Rhéauna, Angéline’s best friend and possible roommate, sees herself as pious and morally upright. She can’t imagine that Angéline would do something as scandalous as going to a nightclub and unceremoniously drops Angéline as a friend when she finds out. Rhéauna also doesn’t simply disapprove of Pierrette—she despises her. However, for all of Rhéauna’s moral posturing, she is hypocritical. When she catches Thérèse stealing and Thérèse urges her to do it too, Rhéauna insists that she isn’t a thief, only to later steal three booklets so she can buy a dustpan. Her view is rigidly Catholic with little room for questions about what it really means to be a kind person or to live a life that feels worth living.

Ginette Menard

Ginette is Linda and Lise’s friend and represents part of the younger generation. She joins the other two to defend nightclubs and seems to be more progressive than the older generation, but when the older women start insulting women who get pregnant before marriage, Ginette expresses agreement. Lise and Linda’s actions likewise imply that Ginette is more conservative, with Lise refusing to tell her about the pregnancy. Ginette’s model of traditional family life is an unhappy one, however.

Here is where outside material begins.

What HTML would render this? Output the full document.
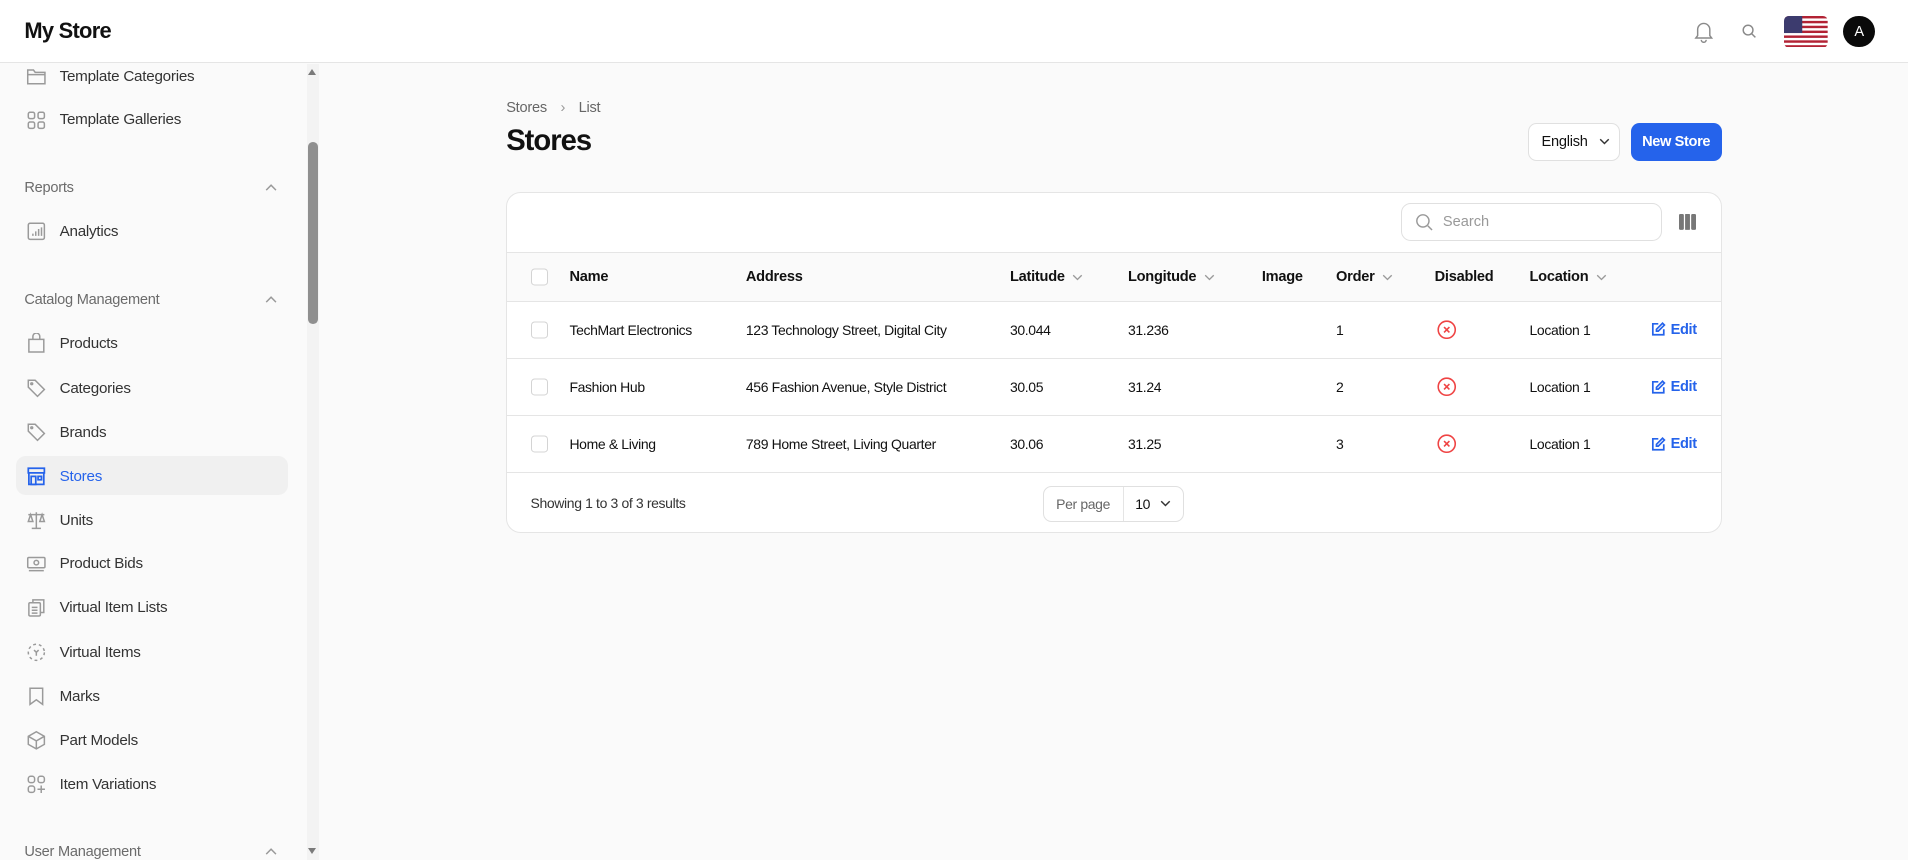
<!DOCTYPE html>
<html><head><meta charset="utf-8"><style>
*{box-sizing:border-box;margin:0;padding:0}
html,body{width:1908px;height:860px;overflow:hidden;background:#fafafa}
#r{zoom:1.2168;width:1568px;height:707px;position:relative;font-family:"Liberation Sans",sans-serif;color:#111;background:#fafafa}
.abs{position:absolute}
.hdr{left:0;top:0;width:1568px;height:52px;background:#fff;border-bottom:1px solid #e5e5e5}
.logo{left:20px;top:15px;font-size:18px;font-weight:700;letter-spacing:-0.6px}
.nav{position:absolute;left:21px;display:flex;align-items:center;font-size:12.5px;color:#333;letter-spacing:-0.2px}
.nav svg{width:17px;height:17px;margin-right:11px;stroke:#9a9a9a;fill:none;stroke-width:1.3}
.sec{position:absolute;left:20px;font-size:12px;color:#6b6b6b;letter-spacing:-0.2px}
.chev{position:absolute;left:218px;width:10px;height:6px}
.hc{position:absolute;top:228px;transform:translateY(-50%);font-size:12px;font-weight:700;display:flex;align-items:center;letter-spacing:-0.2px}
.hc svg{margin-left:6px}
.c{position:absolute;transform:translateY(-50%);font-size:11.5px;letter-spacing:-0.3px;color:#111}
.cb{position:absolute;left:436px;width:14px;height:14px;border:1px solid #d4d4d4;border-radius:3px;background:#fff;transform:translateY(-50%)}
.line{position:absolute;left:416px;width:999px;height:1px;background:#e5e5e5}
</style></head><body><div id="r">
<div class="abs hdr"></div>
<div class="abs logo">My Store</div>
<svg class="abs" style="left:1392px;top:17px" width="16" height="18" viewBox="0 0 16 18" fill="none" stroke="#8a8a8a" stroke-width="1.2"><path d="M3 12V7a5 5 0 0 1 10 0v5l1.5 2h-13z"/><path d="M6 15.5a2 2 0 0 0 4 0"/></svg>
<svg class="abs" style="left:1432px;top:20px" width="12" height="12" viewBox="0 0 12 12" fill="none" stroke="#8a8a8a" stroke-width="1.2"><circle cx="5" cy="5" r="4"/><path d="M8 8l3 3"/></svg>
<svg class="abs" style="left:1466px;top:13px" width="36" height="26" viewBox="0 0 36 26"><clipPath id="fc"><rect width="36" height="26" rx="4"/></clipPath><g clip-path="url(#fc)"><rect width="36" height="26" fill="#fff"/><g fill="#b22234"><rect y="0" width="36" height="2"/><rect y="4" width="36" height="2"/><rect y="8" width="36" height="2"/><rect y="12" width="36" height="2"/><rect y="16" width="36" height="2"/><rect y="20" width="36" height="2"/><rect y="24" width="36" height="2"/></g><rect width="15" height="14" fill="#3c3b6e"/></g></svg>
<div class="abs" style="left:1515px;top:13px;width:26px;height:26px;border-radius:50%;background:#0a0a0a;color:#fff;font-size:12px;display:flex;align-items:center;justify-content:center">A</div>

<div class="abs" style="left:252px;top:53px;width:10px;height:654px;background:#f3f3f3"></div>
<div class="abs" style="left:253px;top:117px;width:8px;height:149px;background:#8f8f8f;border-radius:4px"></div>
<div class="abs" style="left:252px;top:57px;width:0;height:0;border-left:4px solid transparent;border-right:4px solid transparent;border-bottom:5px solid #7a7a7a;margin-left:1px"></div>
<div class="abs" style="left:253px;top:697px;width:0;height:0;border-left:4px solid transparent;border-right:4px solid transparent;border-top:5px solid #7a7a7a"></div>

<div class="nav" style="top:54px"><svg viewBox="0 0 18 18"><path d="M1.5 3.5h5l1.5 2h8.5v10h-15z"/><path d="M1.5 7.5h15"/></svg>Template Categories</div>
<div class="nav" style="top:90px"><svg viewBox="0 0 18 18"><rect x="2" y="2" width="5.5" height="5.5" rx="1.5"/><rect x="10.5" y="2" width="5.5" height="5.5" rx="1.5"/><rect x="2" y="10.5" width="5.5" height="5.5" rx="1.5"/><rect x="10.5" y="10.5" width="5.5" height="5.5" rx="1.5"/></svg>Template Galleries</div>
<div class="sec" style="top:148px">Reports</div>
<svg class="chev" style="top:151px" viewBox="0 0 10 6" fill="none" stroke="#999" stroke-width="1.2"><path d="M1 5l4-4 4 4"/></svg>
<div class="nav" style="top:182px"><svg viewBox="0 0 18 18"><rect x="2" y="2" width="14" height="14" rx="1.5"/><path d="M6 13v-2M8.5 13v-4M11 13V7M13.5 13V5.5"/></svg>Analytics</div>
<div class="sec" style="top:240px">Catalog Management</div>
<svg class="chev" style="top:243px" viewBox="0 0 10 6" fill="none" stroke="#999" stroke-width="1.2"><path d="M1 5l4-4 4 4"/></svg>
<div class="nav" style="top:274px"><svg viewBox="0 0 18 18"><path d="M2.5 5.5h13v11h-13z"/><path d="M6 5.5V3a3 3 0 0 1 6 0v2.5"/></svg>Products</div>
<div class="nav" style="top:311px"><svg viewBox="0 0 18 18"><path d="M2 2h6l8 8-6 6-8-8z"/><circle cx="5" cy="5" r="0.8"/></svg>Categories</div>
<div class="nav" style="top:347px"><svg viewBox="0 0 18 18"><path d="M2 2h6l8 8-6 6-8-8z"/><circle cx="5" cy="5" r="0.8"/></svg>Brands</div>
<div class="abs" style="left:13px;top:375px;width:224px;height:32px;background:#f0f0f0;border-radius:8px"></div>
<div class="nav" style="top:383px;color:#2563eb"><svg viewBox="0 0 18 18" style="stroke:#2563eb;stroke-width:1.5"><path d="M2 2h14v4H2zM2.5 6v10h13V6"/><path d="M4.5 9h4v7h-4zM10.5 9h3v3h-3z"/></svg>Stores</div>
<div class="nav" style="top:419px"><svg viewBox="0 0 18 18"><path d="M9 2v14M5 16h8M2 4h14M4 4l-2 6h4zM14 4l-2 6h4z"/></svg>Units</div>
<div class="nav" style="top:455px"><svg viewBox="0 0 18 18"><rect x="1.5" y="3" width="15" height="9" rx="1"/><circle cx="9" cy="7.5" r="2"/><path d="M2.5 14.5h13"/></svg>Product Bids</div>
<div class="nav" style="top:491px"><svg viewBox="0 0 18 18"><rect x="2.5" y="5" width="10" height="11.5" rx="1"/><path d="M6 5V2.5h9.5v11h-3M5 9h5M5 11.5h5M5 14h5"/></svg>Virtual Item Lists</div>
<div class="nav" style="top:528px"><svg viewBox="0 0 18 18" stroke-dasharray="2.5 2.5"><circle cx="9" cy="9" r="7"/><path d="M7 7l2 2 2-2M9 9v3" stroke-dasharray="none"/></svg>Virtual Items</div>
<div class="nav" style="top:564px"><svg viewBox="0 0 18 18"><path d="M3.5 2h11v14l-5.5-4-5.5 4z"/></svg>Marks</div>
<div class="nav" style="top:600px"><svg viewBox="0 0 18 18"><path d="M9 1.5l7 4v7l-7 4-7-4v-7z"/><path d="M2 5.5l7 4 7-4M9 9.5v7"/></svg>Part Models</div>
<div class="nav" style="top:636px"><svg viewBox="0 0 18 18"><rect x="2" y="2" width="5.5" height="5.5" rx="2"/><rect x="10.5" y="2" width="5.5" height="5.5" rx="2"/><rect x="2" y="10.5" width="5.5" height="5.5" rx="2"/><path d="M13.25 10v6.5M10 13.25h6.5"/></svg>Item Variations</div>
<div class="sec" style="top:694px">User Management</div>
<svg class="chev" style="top:697px" viewBox="0 0 10 6" fill="none" stroke="#999" stroke-width="1.2"><path d="M1 5l4-4 4 4"/></svg>

<div class="abs" style="left:416px;top:82px;font-size:12px;color:#666;letter-spacing:-0.2px">Stores <span style="margin:0 8px;color:#999">&#8250;</span> List</div>
<div class="abs" style="left:416px;top:103px;font-size:24px;font-weight:700;letter-spacing:-0.8px">Stores</div>
<div class="abs" style="left:1256px;top:101px;width:75px;height:31px;background:#fff;border:1px solid #e0e0e0;border-radius:7px;font-size:12px;display:flex;align-items:center;padding-left:10px;letter-spacing:-0.2px">English<svg style="margin-left:9px" width="9" height="6" viewBox="0 0 9 6" fill="none" stroke="#333" stroke-width="1.2"><path d="M1 1l3.5 3.5L8 1"/></svg></div>
<div class="abs" style="left:1340px;top:101px;width:75px;height:31px;background:#2563eb;border-radius:7px;color:#fff;font-size:12px;font-weight:700;display:flex;align-items:center;justify-content:center;letter-spacing:-0.3px">New Store</div>

<div class="abs" style="left:416px;top:158px;width:999px;height:280px;background:#fff;border:1px solid #e5e5e5;border-radius:12px;overflow:hidden">
<div class="abs" style="left:0;top:49px;width:999px;height:40px;background:#fafafa"></div>
</div>
<div class="abs" style="left:1151px;top:167px;width:215px;height:31px;border:1px solid #e0e0e0;border-radius:8px;background:#fff;display:flex;align-items:center;padding-left:11px;font-size:12px;color:#999"><svg width="15" height="15" viewBox="0 0 15 15" fill="none" stroke="#999" stroke-width="1.2" style="margin-right:8px"><circle cx="6.5" cy="6.5" r="5"/><path d="M10.5 10.5l3.5 3.5"/></svg>Search</div>
<svg class="abs" style="left:1380px;top:176px" width="14" height="13" viewBox="0 0 14 13" fill="#777"><rect x="0" y="0" width="4" height="13" rx="1"/><rect x="5" y="0" width="4" height="13" rx="0.5"/><rect x="10" y="0" width="4" height="13" rx="1"/></svg>
<div class="line" style="top:207px"></div>
<div class="line" style="top:247px"></div>
<div class="line" style="top:294px"></div>
<div class="line" style="top:341px"></div>
<div class="line" style="top:388px"></div>

<div class="cb" style="top:228px"></div>
<div class="hc" style="left:468px">Name</div>
<div class="hc" style="left:613px">Address</div>
<div class="hc" style="left:830px">Latitude<svg width="9" height="6" viewBox="0 0 9 6" fill="none" stroke="#999" stroke-width="1.1"><path d="M1 1l3.5 3.5L8 1"/></svg></div>
<div class="hc" style="left:927px">Longitude<svg width="9" height="6" viewBox="0 0 9 6" fill="none" stroke="#999" stroke-width="1.1"><path d="M1 1l3.5 3.5L8 1"/></svg></div>
<div class="hc" style="left:1037px">Image</div>
<div class="hc" style="left:1098px">Order<svg width="9" height="6" viewBox="0 0 9 6" fill="none" stroke="#999" stroke-width="1.1"><path d="M1 1l3.5 3.5L8 1"/></svg></div>
<div class="hc" style="left:1179px">Disabled</div>
<div class="hc" style="left:1257px">Location<svg width="9" height="6" viewBox="0 0 9 6" fill="none" stroke="#999" stroke-width="1.1"><path d="M1 1l3.5 3.5L8 1"/></svg></div>

<div class="cb" style="top:271px"></div>
<div class="c" style="left:468px;top:271px">TechMart Electronics</div>
<div class="c" style="left:613px;top:271px">123 Technology Street, Digital City</div>
<div class="c" style="left:830px;top:271px">30.044</div>
<div class="c" style="left:927px;top:271px">31.236</div>
<div class="c" style="left:1098px;top:271px">1</div>
<div class="c" style="left:1257px;top:271px">Location 1</div>

<div class="cb" style="top:318px"></div>
<div class="c" style="left:468px;top:318px">Fashion Hub</div>
<div class="c" style="left:613px;top:318px">456 Fashion Avenue, Style District</div>
<div class="c" style="left:830px;top:318px">30.05</div>
<div class="c" style="left:927px;top:318px">31.24</div>
<div class="c" style="left:1098px;top:318px">2</div>
<div class="c" style="left:1257px;top:318px">Location 1</div>

<div class="cb" style="top:365px"></div>
<div class="c" style="left:468px;top:365px">Home &amp; Living</div>
<div class="c" style="left:613px;top:365px">789 Home Street, Living Quarter</div>
<div class="c" style="left:830px;top:365px">30.06</div>
<div class="c" style="left:927px;top:365px">31.25</div>
<div class="c" style="left:1098px;top:365px">3</div>
<div class="c" style="left:1257px;top:365px">Location 1</div>

<svg class="abs" style="left:1181px;top:263px" width="16" height="16" viewBox="0 0 16 16" fill="none" stroke="#ef4444" stroke-width="1.3"><circle cx="8" cy="8" r="7"/><path d="M5.8 5.8l4.4 4.4M10.2 5.8l-4.4 4.4"/></svg>
<svg class="abs" style="left:1181px;top:310px" width="16" height="16" viewBox="0 0 16 16" fill="none" stroke="#ef4444" stroke-width="1.3"><circle cx="8" cy="8" r="7"/><path d="M5.8 5.8l4.4 4.4M10.2 5.8l-4.4 4.4"/></svg>
<svg class="abs" style="left:1181px;top:357px" width="16" height="16" viewBox="0 0 16 16" fill="none" stroke="#ef4444" stroke-width="1.3"><circle cx="8" cy="8" r="7"/><path d="M5.8 5.8l4.4 4.4M10.2 5.8l-4.4 4.4"/></svg>

<div class="c" style="left:1357px;top:271px;color:#2563eb;font-weight:700;font-size:12px;display:flex;align-items:center"><svg width="12" height="12" viewBox="0 0 12 12" fill="none" stroke="#2563eb" stroke-width="1.4" style="margin-right:4px"><path d="M6 1.5H1.5v9h9V6"/><path d="M9.5 1l1.5 1.5L6 7.5H4.5V6z"/></svg>Edit</div>
<div class="c" style="left:1357px;top:318px;color:#2563eb;font-weight:700;font-size:12px;display:flex;align-items:center"><svg width="12" height="12" viewBox="0 0 12 12" fill="none" stroke="#2563eb" stroke-width="1.4" style="margin-right:4px"><path d="M6 1.5H1.5v9h9V6"/><path d="M9.5 1l1.5 1.5L6 7.5H4.5V6z"/></svg>Edit</div>
<div class="c" style="left:1357px;top:365px;color:#2563eb;font-weight:700;font-size:12px;display:flex;align-items:center"><svg width="12" height="12" viewBox="0 0 12 12" fill="none" stroke="#2563eb" stroke-width="1.4" style="margin-right:4px"><path d="M6 1.5H1.5v9h9V6"/><path d="M9.5 1l1.5 1.5L6 7.5H4.5V6z"/></svg>Edit</div>

<div class="c" style="left:436px;top:413px;font-size:11.5px;color:#333">Showing 1 to 3 of 3 results</div>
<div class="abs" style="left:857px;top:399px;width:116px;height:30px;border:1px solid #e0e0e0;border-radius:7px;background:#fff"></div>
<div class="abs" style="left:923px;top:400px;width:1px;height:28px;background:#e5e5e5"></div>
<div class="c" style="left:868px;top:414px;color:#666">Per page</div>
<div class="c" style="left:933px;top:414px">10</div>
<svg class="abs" style="left:953px;top:411px" width="9" height="6" viewBox="0 0 9 6" fill="none" stroke="#333" stroke-width="1.2"><path d="M1 1l3.5 3.5L8 1"/></svg>
</div></body></html>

Her mother drinks heavily, which angers her father, so they fight often. Ginette’s younger sister is also the golden child, with her parents constantly reminding Ginette that her sister is smarter and prettier—a situation that mirrors that of Pierrette and her three older sisters and possibly foreshadows a similar outcome.

Lise Paquette

Lise, who is Linda and Ginette’s friend, represents part of the younger generation. She works a low-wage job and has recently discovered that she is pregnant. Her boyfriend lavished gifts and attention on her at first, but he has since disappeared. She confides in Linda and is surprised when Linda is judgmental and only offers traditional solutions. Pierrette steps in and helps Lise to make the decision to access an illegal abortion. Lise admires Pierrette for her financial independence and for rising above the judgements of her sisters, and she wants that agency for herself. She decides to risk ostracization in order to get an abortion so she can pursue financial independence.

Pierrette Guerin

Throughout the first act, the women in Germaine’s apartment malign Pierrette, framing her as an evil being who has been expelled from their Catholic lives and speaking about her in hushed tones, too scandalized to fill in the salacious details. When Pierrette shows up, however, she demonstrates that she is the most genuine, thoughtful, and loyal person in the play. She stands by Angéline when the other women reject her. She helps Lise and speaks out against the women who are shaming sexually active women. At the end, although Germaine has treated her terribly, Pierrette tries to help and comfort her only to be rebuffed and insulted. The women use Pierrette as a scapegoat because they think that through sin she has found a happiness unreachable through socially and religiously acceptable channels. Of course, Pierrette’s secret is that her happy life has fallen apart due to mistreatment by a man—something that, ironically, the other women should be able to sympathize with. Pierrette’s presence in the play shows that women can selflessly support other women; the culture of animosity and competition between women reflects the influence of capitalism and traditional religious gender roles.